- _Information provided_:
################

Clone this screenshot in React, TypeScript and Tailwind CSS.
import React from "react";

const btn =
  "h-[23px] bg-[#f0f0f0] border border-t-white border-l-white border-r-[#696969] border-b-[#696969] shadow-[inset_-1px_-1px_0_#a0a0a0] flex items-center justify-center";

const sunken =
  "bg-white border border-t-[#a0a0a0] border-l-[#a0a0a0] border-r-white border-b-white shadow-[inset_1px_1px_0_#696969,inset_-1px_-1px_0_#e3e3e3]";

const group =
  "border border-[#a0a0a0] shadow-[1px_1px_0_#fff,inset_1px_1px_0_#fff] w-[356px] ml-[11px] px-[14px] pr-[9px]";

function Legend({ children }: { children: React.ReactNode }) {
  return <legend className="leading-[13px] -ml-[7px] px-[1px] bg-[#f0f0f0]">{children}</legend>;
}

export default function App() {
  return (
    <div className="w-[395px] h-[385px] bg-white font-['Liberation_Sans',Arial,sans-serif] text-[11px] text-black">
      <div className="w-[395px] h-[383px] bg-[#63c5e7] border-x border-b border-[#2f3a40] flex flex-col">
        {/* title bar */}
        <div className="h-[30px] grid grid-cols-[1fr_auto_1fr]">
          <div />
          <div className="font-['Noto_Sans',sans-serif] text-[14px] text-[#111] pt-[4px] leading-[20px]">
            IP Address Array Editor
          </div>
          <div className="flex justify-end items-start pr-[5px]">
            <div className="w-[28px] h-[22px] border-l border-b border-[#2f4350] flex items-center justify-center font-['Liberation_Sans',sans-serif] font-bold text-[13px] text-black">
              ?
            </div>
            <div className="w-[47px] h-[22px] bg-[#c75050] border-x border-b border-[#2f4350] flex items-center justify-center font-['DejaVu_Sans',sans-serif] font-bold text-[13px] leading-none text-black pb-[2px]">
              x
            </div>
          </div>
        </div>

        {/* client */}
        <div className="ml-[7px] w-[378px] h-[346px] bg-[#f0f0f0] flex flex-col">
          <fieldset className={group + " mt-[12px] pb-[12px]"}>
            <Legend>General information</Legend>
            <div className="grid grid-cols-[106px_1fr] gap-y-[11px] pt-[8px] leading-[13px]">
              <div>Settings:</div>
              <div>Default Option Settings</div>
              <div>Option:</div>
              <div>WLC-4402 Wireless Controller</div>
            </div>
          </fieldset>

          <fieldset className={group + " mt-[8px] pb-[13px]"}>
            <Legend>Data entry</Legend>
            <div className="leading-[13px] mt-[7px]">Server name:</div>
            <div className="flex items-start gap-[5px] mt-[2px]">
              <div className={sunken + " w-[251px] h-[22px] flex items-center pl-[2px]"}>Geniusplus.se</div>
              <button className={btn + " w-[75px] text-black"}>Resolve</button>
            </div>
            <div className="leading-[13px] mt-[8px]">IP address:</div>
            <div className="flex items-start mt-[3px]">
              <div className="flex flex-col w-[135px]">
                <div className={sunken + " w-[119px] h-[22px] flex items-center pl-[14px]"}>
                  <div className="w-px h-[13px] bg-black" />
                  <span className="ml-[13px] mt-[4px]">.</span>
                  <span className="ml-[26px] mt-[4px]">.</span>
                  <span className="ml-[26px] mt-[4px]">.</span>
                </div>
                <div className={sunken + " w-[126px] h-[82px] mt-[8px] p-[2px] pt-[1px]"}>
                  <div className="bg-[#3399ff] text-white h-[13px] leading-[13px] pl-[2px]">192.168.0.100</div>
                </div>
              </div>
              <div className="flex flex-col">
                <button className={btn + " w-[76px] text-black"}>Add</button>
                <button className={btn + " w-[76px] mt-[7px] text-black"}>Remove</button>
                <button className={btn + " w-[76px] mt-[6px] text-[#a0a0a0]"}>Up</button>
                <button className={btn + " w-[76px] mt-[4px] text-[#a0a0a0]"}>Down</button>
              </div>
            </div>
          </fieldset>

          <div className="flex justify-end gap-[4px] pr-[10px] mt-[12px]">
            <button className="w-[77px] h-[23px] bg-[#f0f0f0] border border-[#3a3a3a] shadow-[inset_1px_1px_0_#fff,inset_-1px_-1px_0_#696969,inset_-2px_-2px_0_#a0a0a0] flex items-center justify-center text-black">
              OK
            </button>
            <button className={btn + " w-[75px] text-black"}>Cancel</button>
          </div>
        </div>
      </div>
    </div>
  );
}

################

- _Goal of the exercise_:
Note how many lines in the material hold the word "React", and give that number with nothing added.

- _Solution_:
3